Exercise details: Extract, in full, the lines below, beginning at the first and ending with the line that contains "string; qty: number;". Pictures do not belong in the copy.

(Stored items)

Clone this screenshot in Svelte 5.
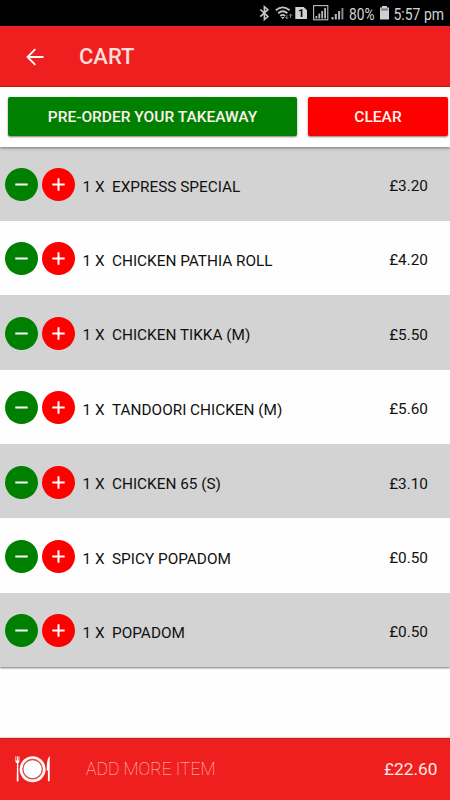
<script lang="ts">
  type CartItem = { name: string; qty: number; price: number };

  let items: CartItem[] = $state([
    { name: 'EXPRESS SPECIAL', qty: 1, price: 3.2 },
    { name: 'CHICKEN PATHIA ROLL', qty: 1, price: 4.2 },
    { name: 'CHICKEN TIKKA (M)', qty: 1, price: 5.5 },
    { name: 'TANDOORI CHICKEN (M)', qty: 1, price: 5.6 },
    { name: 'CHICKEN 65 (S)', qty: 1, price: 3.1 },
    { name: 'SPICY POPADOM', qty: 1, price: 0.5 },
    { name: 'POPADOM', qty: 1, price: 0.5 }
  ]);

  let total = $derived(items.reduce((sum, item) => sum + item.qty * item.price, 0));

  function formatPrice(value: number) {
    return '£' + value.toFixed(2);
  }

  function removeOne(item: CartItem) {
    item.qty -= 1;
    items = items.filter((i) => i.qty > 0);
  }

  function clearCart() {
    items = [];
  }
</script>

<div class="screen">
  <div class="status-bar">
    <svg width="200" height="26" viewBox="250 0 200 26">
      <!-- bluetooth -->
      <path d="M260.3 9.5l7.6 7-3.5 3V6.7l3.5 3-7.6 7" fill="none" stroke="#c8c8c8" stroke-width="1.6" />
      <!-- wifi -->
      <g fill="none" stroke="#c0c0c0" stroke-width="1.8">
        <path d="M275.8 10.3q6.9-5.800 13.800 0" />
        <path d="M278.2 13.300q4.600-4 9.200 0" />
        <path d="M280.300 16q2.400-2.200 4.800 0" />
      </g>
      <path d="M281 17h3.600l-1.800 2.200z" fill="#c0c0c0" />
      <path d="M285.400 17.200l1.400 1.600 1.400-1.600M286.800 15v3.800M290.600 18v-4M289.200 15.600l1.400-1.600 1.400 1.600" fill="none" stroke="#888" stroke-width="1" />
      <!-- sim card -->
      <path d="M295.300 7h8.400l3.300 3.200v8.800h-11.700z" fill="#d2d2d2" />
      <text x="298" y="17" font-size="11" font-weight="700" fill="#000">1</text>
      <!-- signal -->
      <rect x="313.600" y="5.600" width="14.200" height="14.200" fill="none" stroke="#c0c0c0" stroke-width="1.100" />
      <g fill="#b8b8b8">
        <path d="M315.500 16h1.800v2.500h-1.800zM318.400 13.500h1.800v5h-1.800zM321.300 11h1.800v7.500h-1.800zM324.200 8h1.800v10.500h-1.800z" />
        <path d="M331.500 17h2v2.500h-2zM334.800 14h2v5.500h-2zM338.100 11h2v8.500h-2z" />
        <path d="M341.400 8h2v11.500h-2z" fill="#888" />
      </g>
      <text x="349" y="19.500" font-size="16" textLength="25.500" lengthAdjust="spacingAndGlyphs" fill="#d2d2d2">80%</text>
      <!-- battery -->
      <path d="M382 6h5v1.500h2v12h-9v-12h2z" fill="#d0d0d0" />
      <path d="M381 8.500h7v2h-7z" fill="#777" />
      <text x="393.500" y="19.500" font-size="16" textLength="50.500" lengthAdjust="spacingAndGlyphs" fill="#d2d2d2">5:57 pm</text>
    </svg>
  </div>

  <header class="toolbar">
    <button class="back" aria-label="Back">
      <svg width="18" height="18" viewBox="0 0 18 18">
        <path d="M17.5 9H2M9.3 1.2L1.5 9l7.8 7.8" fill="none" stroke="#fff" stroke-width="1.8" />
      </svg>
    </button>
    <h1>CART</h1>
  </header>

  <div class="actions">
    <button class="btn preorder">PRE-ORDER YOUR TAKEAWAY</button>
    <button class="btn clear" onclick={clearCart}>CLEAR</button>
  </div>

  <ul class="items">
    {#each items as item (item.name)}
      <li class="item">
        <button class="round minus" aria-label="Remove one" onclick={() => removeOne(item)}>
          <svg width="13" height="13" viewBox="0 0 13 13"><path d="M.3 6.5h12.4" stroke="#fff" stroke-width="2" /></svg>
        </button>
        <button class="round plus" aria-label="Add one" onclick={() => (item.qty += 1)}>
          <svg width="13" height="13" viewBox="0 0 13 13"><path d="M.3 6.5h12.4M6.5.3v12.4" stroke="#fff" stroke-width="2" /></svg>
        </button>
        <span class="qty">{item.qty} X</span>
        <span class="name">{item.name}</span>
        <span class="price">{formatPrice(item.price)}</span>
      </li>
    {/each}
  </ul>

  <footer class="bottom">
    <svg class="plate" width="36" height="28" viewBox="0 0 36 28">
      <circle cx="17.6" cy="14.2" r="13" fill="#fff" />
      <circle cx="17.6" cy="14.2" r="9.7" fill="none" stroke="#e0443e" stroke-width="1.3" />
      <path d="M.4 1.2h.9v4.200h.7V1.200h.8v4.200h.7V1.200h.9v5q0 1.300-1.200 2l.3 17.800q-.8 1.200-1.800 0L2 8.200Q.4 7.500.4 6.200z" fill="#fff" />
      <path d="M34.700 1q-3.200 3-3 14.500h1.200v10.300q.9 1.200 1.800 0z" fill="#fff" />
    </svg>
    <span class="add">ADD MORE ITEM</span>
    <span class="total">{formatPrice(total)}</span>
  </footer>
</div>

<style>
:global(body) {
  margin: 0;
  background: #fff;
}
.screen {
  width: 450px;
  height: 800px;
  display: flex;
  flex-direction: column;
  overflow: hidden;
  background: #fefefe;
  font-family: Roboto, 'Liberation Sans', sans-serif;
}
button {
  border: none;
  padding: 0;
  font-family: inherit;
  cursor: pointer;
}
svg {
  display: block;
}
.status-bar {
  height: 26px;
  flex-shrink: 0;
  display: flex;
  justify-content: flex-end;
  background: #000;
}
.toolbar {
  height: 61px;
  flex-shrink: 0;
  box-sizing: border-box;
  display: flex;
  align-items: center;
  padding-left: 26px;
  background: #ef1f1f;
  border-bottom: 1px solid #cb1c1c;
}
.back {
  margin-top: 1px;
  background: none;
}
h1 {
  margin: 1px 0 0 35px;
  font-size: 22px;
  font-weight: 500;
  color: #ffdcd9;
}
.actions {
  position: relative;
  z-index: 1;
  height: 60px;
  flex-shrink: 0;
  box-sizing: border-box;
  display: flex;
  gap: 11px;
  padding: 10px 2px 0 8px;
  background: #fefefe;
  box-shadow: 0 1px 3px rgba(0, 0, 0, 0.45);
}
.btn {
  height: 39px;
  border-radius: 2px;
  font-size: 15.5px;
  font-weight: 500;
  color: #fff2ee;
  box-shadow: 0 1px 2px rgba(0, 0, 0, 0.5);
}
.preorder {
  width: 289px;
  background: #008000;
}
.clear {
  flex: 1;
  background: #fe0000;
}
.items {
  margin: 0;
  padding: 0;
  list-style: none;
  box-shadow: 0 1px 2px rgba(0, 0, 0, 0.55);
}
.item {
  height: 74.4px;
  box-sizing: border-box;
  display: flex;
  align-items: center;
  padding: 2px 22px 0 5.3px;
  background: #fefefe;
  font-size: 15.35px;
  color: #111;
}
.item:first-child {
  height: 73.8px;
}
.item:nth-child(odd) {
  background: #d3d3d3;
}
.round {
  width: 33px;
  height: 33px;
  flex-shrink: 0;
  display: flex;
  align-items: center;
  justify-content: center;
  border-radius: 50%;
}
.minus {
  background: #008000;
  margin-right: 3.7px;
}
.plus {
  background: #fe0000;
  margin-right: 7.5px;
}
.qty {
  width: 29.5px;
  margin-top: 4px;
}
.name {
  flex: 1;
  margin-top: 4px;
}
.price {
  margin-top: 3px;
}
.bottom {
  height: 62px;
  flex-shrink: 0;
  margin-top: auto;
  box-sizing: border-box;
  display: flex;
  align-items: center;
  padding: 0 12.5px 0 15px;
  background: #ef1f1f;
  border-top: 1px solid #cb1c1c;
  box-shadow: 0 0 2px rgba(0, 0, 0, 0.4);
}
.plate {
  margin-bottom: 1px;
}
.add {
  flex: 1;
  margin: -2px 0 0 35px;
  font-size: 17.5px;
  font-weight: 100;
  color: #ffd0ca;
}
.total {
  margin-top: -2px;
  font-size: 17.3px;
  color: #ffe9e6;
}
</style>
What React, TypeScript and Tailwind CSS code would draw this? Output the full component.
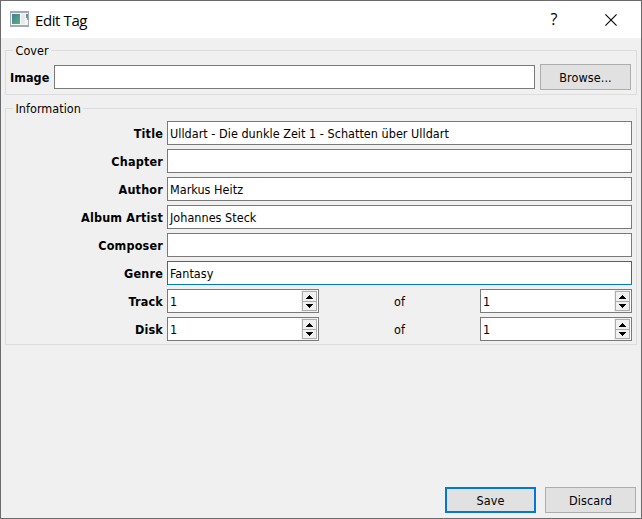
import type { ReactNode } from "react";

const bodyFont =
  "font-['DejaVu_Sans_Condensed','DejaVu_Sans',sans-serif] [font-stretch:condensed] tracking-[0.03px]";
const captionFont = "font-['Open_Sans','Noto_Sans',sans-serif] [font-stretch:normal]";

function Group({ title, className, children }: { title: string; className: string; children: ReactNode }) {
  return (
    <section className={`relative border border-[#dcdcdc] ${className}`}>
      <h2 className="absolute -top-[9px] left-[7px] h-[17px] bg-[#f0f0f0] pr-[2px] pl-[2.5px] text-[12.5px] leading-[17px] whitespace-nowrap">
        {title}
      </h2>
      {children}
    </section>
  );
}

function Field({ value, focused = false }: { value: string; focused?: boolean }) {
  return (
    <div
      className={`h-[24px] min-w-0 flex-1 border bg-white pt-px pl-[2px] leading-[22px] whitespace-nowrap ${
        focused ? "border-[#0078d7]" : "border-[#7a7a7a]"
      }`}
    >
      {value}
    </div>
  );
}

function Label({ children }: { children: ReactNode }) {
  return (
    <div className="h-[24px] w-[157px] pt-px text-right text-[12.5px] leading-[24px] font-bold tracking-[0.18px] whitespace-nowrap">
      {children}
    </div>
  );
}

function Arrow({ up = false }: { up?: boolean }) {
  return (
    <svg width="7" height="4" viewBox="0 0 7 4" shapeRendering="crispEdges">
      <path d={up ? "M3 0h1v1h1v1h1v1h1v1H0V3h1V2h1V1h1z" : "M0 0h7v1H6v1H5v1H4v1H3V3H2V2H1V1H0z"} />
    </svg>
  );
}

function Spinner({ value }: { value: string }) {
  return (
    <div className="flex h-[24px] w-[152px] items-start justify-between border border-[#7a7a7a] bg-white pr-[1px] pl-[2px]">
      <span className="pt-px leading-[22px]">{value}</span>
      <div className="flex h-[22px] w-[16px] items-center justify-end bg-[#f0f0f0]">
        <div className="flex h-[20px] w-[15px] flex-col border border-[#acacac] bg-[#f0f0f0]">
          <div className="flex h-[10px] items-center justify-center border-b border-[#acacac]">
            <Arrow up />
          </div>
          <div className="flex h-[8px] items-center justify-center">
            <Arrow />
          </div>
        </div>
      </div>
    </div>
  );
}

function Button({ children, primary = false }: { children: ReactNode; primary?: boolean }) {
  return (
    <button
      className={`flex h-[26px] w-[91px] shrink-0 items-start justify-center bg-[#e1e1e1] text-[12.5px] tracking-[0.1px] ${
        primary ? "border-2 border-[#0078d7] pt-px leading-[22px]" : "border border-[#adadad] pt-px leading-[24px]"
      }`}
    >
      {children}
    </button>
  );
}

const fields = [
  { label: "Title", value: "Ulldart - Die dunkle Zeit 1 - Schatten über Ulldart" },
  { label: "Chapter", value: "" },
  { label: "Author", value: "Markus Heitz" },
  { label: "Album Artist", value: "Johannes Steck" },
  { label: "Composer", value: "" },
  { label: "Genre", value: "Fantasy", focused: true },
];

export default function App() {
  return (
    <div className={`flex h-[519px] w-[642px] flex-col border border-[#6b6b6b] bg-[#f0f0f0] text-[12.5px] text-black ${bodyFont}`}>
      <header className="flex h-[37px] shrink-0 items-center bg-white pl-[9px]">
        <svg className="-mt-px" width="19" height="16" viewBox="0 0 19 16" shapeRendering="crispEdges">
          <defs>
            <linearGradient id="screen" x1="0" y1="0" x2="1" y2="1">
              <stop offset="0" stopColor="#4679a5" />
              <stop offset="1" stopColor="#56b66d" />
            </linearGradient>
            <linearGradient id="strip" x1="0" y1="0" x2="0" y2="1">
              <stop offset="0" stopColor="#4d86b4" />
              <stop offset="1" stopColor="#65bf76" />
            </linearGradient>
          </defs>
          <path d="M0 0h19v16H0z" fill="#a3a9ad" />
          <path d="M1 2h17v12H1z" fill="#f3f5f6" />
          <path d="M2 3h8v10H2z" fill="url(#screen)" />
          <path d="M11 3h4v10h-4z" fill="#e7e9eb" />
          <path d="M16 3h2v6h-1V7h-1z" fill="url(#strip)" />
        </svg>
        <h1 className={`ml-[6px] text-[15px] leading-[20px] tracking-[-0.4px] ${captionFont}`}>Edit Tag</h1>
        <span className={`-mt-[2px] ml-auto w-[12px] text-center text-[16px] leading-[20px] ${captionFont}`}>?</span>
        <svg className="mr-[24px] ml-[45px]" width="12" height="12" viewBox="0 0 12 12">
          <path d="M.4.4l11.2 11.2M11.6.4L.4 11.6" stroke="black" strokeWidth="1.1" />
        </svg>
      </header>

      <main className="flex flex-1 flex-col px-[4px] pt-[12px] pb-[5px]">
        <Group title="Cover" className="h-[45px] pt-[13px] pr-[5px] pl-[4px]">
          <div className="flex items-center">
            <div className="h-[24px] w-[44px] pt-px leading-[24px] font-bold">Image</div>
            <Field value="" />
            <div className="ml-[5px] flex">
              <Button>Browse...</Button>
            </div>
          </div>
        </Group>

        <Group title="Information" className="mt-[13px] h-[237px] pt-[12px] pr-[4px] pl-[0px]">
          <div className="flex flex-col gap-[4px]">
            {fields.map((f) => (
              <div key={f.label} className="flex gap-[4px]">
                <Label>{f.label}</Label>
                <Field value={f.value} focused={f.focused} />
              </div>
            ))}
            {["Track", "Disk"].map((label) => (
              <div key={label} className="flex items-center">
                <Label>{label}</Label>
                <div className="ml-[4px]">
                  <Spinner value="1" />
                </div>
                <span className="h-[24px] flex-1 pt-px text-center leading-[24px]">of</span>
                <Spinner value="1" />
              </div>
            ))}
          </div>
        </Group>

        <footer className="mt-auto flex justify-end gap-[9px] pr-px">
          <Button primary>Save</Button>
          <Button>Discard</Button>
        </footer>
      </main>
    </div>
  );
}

Written response:
Clone this screenshot in Svelte 5.
<script lang="ts">
  type CartItem = { name: string; qty: number; price: number };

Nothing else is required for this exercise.